[Rows from a dataset]
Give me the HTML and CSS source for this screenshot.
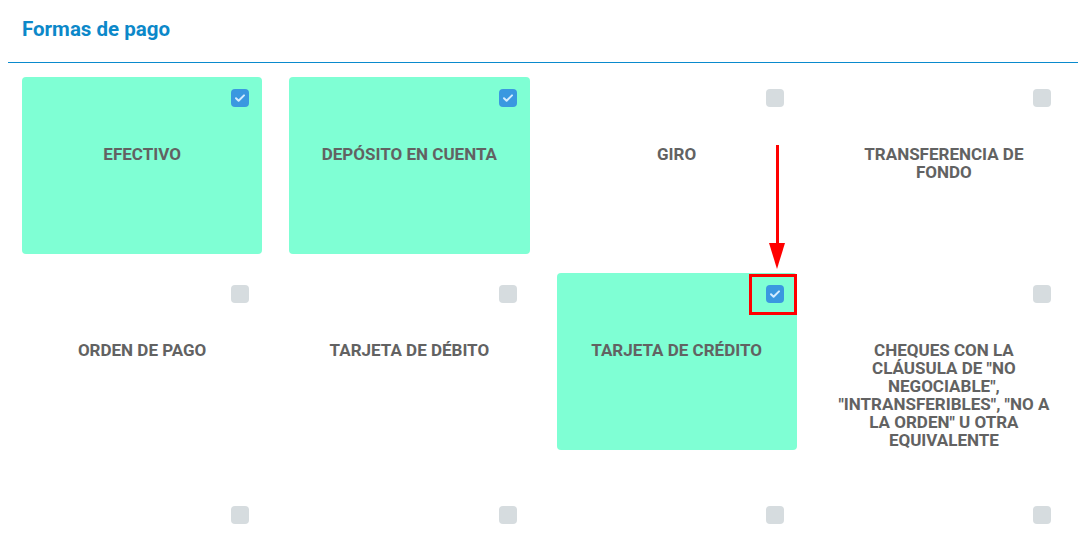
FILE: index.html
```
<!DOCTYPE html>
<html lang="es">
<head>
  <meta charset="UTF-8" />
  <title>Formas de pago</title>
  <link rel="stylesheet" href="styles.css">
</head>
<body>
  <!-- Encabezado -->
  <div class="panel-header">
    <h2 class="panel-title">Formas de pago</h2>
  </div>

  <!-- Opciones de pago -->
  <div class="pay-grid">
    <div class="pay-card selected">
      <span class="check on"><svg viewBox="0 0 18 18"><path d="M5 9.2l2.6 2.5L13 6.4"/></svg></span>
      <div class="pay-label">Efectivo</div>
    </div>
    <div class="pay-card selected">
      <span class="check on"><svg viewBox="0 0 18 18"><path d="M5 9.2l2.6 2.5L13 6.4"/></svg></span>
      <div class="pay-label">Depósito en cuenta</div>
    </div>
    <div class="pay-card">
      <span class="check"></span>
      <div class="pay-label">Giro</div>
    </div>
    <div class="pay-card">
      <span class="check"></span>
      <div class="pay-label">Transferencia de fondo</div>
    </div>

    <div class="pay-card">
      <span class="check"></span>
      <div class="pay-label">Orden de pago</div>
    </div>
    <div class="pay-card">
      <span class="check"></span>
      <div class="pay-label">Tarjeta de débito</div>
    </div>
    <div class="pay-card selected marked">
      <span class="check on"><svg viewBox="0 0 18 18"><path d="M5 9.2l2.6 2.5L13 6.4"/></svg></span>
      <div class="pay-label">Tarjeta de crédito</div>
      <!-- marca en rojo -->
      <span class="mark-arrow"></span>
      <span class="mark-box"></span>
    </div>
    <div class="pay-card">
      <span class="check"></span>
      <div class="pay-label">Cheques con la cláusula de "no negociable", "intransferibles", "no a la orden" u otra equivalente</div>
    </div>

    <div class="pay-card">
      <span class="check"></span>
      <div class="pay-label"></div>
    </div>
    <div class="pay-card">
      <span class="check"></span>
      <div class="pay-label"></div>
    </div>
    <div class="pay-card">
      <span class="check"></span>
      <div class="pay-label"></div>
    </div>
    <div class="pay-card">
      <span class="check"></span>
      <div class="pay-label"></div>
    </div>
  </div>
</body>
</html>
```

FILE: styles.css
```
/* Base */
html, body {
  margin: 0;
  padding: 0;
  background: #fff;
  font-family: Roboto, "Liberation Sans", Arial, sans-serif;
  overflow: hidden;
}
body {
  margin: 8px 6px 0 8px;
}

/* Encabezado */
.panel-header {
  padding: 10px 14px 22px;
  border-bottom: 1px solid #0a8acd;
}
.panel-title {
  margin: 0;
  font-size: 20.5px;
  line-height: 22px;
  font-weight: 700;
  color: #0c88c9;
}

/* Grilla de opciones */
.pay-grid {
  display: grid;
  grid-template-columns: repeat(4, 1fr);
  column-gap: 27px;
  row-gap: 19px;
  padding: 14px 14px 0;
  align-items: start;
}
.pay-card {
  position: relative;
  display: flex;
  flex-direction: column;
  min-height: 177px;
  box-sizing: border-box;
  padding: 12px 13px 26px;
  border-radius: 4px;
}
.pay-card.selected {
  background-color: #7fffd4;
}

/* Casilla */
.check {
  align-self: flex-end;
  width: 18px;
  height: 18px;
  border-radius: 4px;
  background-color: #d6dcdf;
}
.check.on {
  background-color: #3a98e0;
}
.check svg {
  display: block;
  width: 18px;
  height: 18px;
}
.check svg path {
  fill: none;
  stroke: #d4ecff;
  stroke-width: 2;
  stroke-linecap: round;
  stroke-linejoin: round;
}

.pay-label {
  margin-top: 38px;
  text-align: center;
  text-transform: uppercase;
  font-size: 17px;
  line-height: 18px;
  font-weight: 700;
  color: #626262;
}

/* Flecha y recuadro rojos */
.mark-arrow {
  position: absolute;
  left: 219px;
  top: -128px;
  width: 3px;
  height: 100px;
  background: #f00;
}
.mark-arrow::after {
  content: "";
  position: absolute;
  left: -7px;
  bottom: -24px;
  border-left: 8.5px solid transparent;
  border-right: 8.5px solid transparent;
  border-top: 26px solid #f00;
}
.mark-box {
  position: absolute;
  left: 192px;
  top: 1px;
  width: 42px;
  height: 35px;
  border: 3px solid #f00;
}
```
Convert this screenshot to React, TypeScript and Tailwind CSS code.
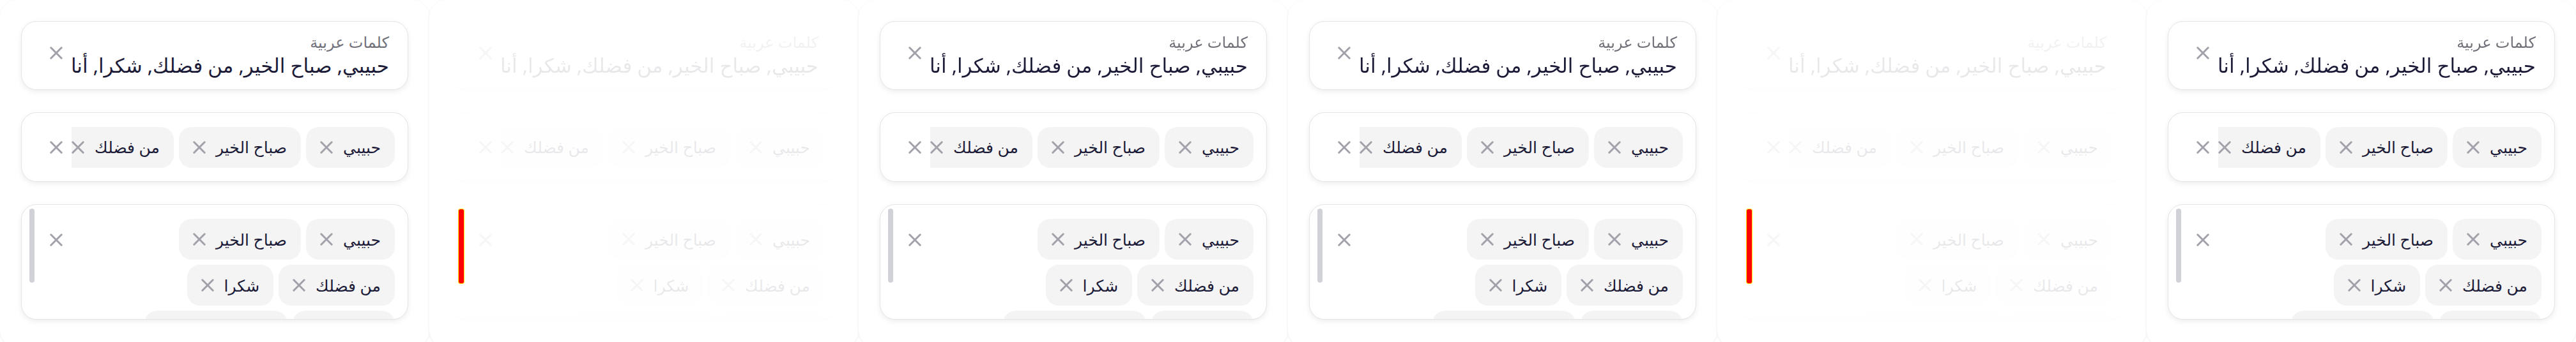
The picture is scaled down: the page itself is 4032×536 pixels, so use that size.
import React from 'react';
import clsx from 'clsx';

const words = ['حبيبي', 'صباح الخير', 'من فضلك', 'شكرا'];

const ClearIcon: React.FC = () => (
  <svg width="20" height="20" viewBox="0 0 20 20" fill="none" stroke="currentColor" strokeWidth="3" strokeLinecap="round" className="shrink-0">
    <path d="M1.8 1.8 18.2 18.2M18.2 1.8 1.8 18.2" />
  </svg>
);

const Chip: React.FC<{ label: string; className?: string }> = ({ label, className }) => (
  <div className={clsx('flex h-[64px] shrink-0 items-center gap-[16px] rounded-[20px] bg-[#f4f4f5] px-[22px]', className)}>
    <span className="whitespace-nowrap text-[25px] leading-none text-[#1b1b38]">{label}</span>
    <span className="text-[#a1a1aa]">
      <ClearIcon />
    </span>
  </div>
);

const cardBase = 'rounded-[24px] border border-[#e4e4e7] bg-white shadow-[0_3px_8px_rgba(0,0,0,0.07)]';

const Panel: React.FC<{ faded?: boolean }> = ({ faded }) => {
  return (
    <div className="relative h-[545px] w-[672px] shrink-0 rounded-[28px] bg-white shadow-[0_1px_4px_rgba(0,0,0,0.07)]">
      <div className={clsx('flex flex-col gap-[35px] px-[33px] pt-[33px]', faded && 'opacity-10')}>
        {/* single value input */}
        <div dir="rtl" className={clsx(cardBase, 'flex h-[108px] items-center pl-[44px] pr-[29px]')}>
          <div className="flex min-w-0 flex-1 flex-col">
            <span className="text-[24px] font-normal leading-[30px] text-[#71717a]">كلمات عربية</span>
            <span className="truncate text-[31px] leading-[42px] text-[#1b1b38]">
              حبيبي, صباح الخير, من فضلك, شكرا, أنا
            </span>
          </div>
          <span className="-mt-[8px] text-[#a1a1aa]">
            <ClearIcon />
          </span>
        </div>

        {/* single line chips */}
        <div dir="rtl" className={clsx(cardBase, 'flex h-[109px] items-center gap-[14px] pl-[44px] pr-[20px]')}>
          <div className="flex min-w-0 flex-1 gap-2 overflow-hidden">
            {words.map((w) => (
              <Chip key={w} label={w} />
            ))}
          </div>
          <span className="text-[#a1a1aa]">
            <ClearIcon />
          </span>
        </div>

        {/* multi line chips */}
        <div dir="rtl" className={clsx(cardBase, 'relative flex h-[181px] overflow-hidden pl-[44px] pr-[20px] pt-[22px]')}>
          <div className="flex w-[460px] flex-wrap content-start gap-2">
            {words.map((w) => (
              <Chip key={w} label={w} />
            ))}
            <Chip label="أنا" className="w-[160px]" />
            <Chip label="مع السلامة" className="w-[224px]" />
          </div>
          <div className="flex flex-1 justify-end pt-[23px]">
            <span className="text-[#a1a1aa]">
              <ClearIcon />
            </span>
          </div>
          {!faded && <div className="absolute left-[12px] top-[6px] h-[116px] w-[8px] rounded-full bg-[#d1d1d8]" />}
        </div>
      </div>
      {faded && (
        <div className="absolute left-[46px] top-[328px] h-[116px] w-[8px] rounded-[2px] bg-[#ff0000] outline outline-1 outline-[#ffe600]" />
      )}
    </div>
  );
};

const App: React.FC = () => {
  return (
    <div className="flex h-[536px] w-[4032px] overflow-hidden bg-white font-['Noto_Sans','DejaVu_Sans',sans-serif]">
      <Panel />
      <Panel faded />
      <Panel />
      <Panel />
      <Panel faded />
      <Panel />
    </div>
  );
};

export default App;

* _Requirement_
Search the entries for "size" and copy out each line that has it.

* _Task output_
  font-size: 20.5px;
  font-size: 17px;
The picture is scaled down: the page itself is 4032×536 pixels, so use that size.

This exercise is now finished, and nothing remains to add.